My sister seems like a die-hard-fan of rubik’s cube. I googled about it and found some algorithms to solve it here.
I am interested about implementing PURR-PUSS machine learning algorithm onto this. It would be really interesting to know whether a machine can replicate the same algorithm or perhaps discover some other algorithms. I think, one of the most challenging aspect of PURR-PUSS designer is to design the best associative template for the rubik’s cube.
Should the events are registered as the position of different colours on 3 different face?
How can we represent the associated actions? 1 global action type? or different types of rotational action based on the rotation axes?

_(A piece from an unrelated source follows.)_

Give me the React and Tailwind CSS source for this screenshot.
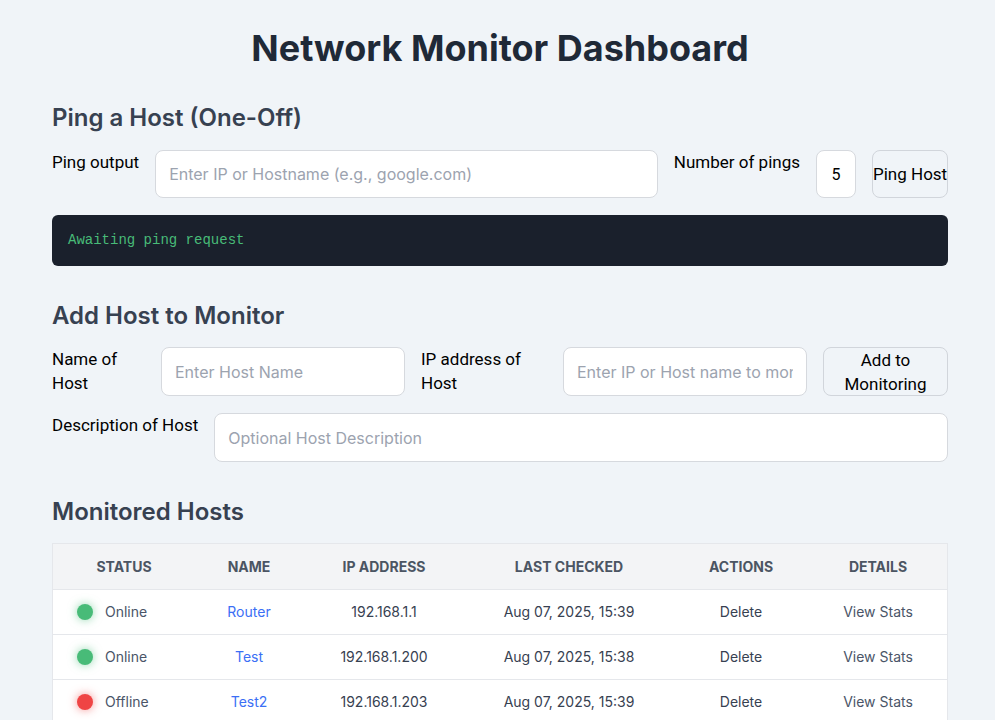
import React from "react";

const hosts = [
  { status: "Online", name: "Router", ip: "192.168.1.1", last: "Aug 07, 2025, 15:39" },
  { status: "Online", name: "Test", ip: "192.168.1.200", last: "Aug 07, 2025, 15:38" },
  { status: "Offline", name: "Test2", ip: "192.168.1.203", last: "Aug 07, 2025, 15:39" },
];

const inter = { fontFamily: "Inter, 'Noto Sans', sans-serif" };

export default function App() {
  return (
    <div className="min-h-screen bg-[#f0f4f8] px-[52px] pt-[28px] pb-10 font-['Inter',sans-serif]">
      <div className="w-[896px]">
        <h1 className="text-center text-[36px] leading-[40px] font-bold text-[#1f2937]">
          Network Monitor Dashboard
        </h1>

        <h2 className="mt-[34px] text-[24px] leading-[32px] font-semibold text-[#374151]">
          Ping a Host (One-Off)
        </h2>

        <div className="mt-[16px] flex items-start gap-4">
          <label className="font-['Roboto',sans-serif] text-[17px] leading-[24px] text-black whitespace-nowrap">
            Ping output
          </label>
          <input
            className="h-[48px] flex-1 min-w-0 rounded-[8px] border border-[#d6d9de] bg-white px-[13px] text-[16px] text-[#374151] placeholder-[#9ca3af] outline-none"
            placeholder="Enter IP or Hostname (e.g., google.com)"
          />
          <label className="font-['Roboto',sans-serif] text-[17px] leading-[24px] text-black whitespace-nowrap">
            Number of pings
          </label>
          <input
            className="h-[48px] w-[40px] rounded-[8px] border border-[#d6d9de] bg-white text-center font-['Roboto',sans-serif] text-[16px] text-black outline-none"
            defaultValue="5"
          />
          <button className="h-[48px] w-[76px] rounded-[8px] border border-[#d1d5db] bg-[#f0f4f8] font-['Roboto',sans-serif] text-[17px] leading-[24px] text-black whitespace-nowrap">
            Ping Host
          </button>
        </div>

        <div className="mt-[17px] flex h-[51px] items-center rounded-[6px] bg-[#1a202c] px-4">
          <span className="font-['Liberation_Mono',monospace] text-[14px] text-[#48bb78]">
            Awaiting ping request
          </span>
        </div>

        <h2 className="mt-[34px] text-[24px] leading-[32px] font-semibold text-[#374151]">
          Add Host to Monitor
        </h2>

        <div className="mt-[15px] flex items-start gap-4">
          <label className="w-[93px] shrink-0 font-['Roboto',sans-serif] text-[17px] leading-[24px] text-black">
            Name of Host
          </label>
          <input
            className="h-[49px] flex-1 min-w-0 rounded-[8px] border border-[#d6d9de] bg-white px-[13px] text-[16px] text-[#374151] placeholder-[#9ca3af] outline-none"
            placeholder="Enter Host Name"
          />
          <label className="w-[126px] shrink-0 font-['Roboto',sans-serif] text-[17px] leading-[24px] text-black">
            IP address of Host
          </label>
          <input
            className="h-[49px] flex-1 min-w-0 rounded-[8px] border border-[#d6d9de] bg-white px-[13px] text-[16px] text-[#374151] placeholder-[#9ca3af] outline-none"
            placeholder="Enter IP or Host name to monitor"
          />
          <button className="h-[49px] w-[125px] shrink-0 rounded-[8px] border border-[#d1d5db] bg-[#f0f4f8] font-['Roboto',sans-serif] text-[17px] leading-[24px] text-black">
            Add to
            <br />
            Monitoring
          </button>
        </div>

        <div className="mt-[17px] flex items-start gap-4">
          <label className="shrink-0 whitespace-nowrap font-['Roboto',sans-serif] text-[17px] leading-[24px] text-black">
            Description of Host
          </label>
          <input
            className="h-[49px] flex-1 min-w-0 rounded-[8px] border border-[#d6d9de] bg-white px-[13px] text-[16px] text-[#374151] placeholder-[#9ca3af] outline-none"
            placeholder="Optional Host Description"
          />
        </div>

        <h2 className="mt-[34px] text-[24px] leading-[32px] font-semibold text-[#374151]">
          Monitored Hosts
        </h2>

        <div className="mt-[15px] border border-[#e5e7eb] bg-white">
          <table className="w-full table-fixed border-collapse" style={inter}>
            <colgroup>
              <col className="w-[142px]" />
              <col className="w-[108px]" />
              <col className="w-[162px]" />
              <col className="w-[208px]" />
              <col className="w-[136px]" />
              <col />
            </colgroup>
            <thead>
              <tr className="h-[45px] bg-[#f3f4f6] text-[14px] font-bold uppercase text-[#4b5563]">
                <th className="text-center font-bold">Status</th>
                <th className="text-center font-bold">Name</th>
                <th className="text-center font-bold">IP Address</th>
                <th className="text-center font-bold">Last Checked</th>
                <th className="text-center font-bold">Actions</th>
                <th className="text-center font-bold">Details</th>
              </tr>
            </thead>
            <tbody>
              {hosts.map((h, i) => (
                <tr key={i} className="h-[45px] border-t border-[#e5e7eb] text-[14px] text-[#374151]">
                  <td className="pl-[24px]">
                    <div className="flex items-center gap-[12px]">
                      <span
                        className={
                          h.status === "Online"
                            ? "inline-block h-[16px] w-[16px] rounded-full bg-[#48bb78] shadow-[0_0_10px_rgba(72,187,120,0.6)]"
                            : "inline-block h-[16px] w-[16px] rounded-full bg-[#ef4444] shadow-[0_0_10px_rgba(239,68,68,0.6)]"
                        }
                      />
                      <span className="text-[#4a5568]">{h.status}</span>
                    </div>
                  </td>
                  <td className="text-center text-[#3b6ff5]">{h.name}</td>
                  <td className="text-center">{h.ip}</td>
                  <td className="text-center">{h.last}</td>
                  <td className="text-center">Delete</td>
                  <td className="text-center text-[#4a5568]">View Stats</td>
                </tr>
              ))}
            </tbody>
          </table>
        </div>
      </div>
    </div>
  );
}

Assuming we have perfect event-action type representation, how can we organise the association template? Is a template with current step state of the rubik’s cube associated to a certain action is suffice? Should we consider the past events, because at least 1 previous event can affect the associated action?
For now, this is what I think.
Assuming that we have Red Green Blue block on a 3 dimentional 3×3 rubik’s cube, most important information is as following:
———-
| a | b | c | <- one side with position at {a,b c, …} corresponds to R G B value.
— — —
| d| e | f |
— — —
| g | h | i |
— — —
3 event types:
top[n] := (a,b,c,d,e,f,g,h,i)
left[n] := (a,b,c,d,e,f,g,h,i)
right[n] := (a,b,c,d,e,f,g,h,i)
3 action types:
rotateHorizontalToLeft[n] := (rowPosition, amountOfRotation=1,2,3)
rotateVerticalToUp[n] := (columnPosition, amountOfRotation=1,2,3)
atm, I think following single step association template is suffice:
top[n], left[n], right[n] =>rotateHorizontalToLeft[n] / rotateVerticalToUp[n]
PP will be rewarded when all 3 sides have same colours.
based on this, I would optimistically expect PP brain capable of learning the system after a very huge number of simulation. Just to create a LTM map, there’s way too much possibilities in the world. Optimising the LTM path to ensure a reward will be very intensive as the LTM network is very big.
So, I think, would be it possible if we create a mini-reward system whereas the system will be rewarded with mini-reward signal when the association meet one of those induced rubik’s cube algorithms. Then, I might be able to partition the LTM based on the mini-reward nodes. Now, the LTM footprint might be smaller as we have series of LTMs like LTM[k=1:n].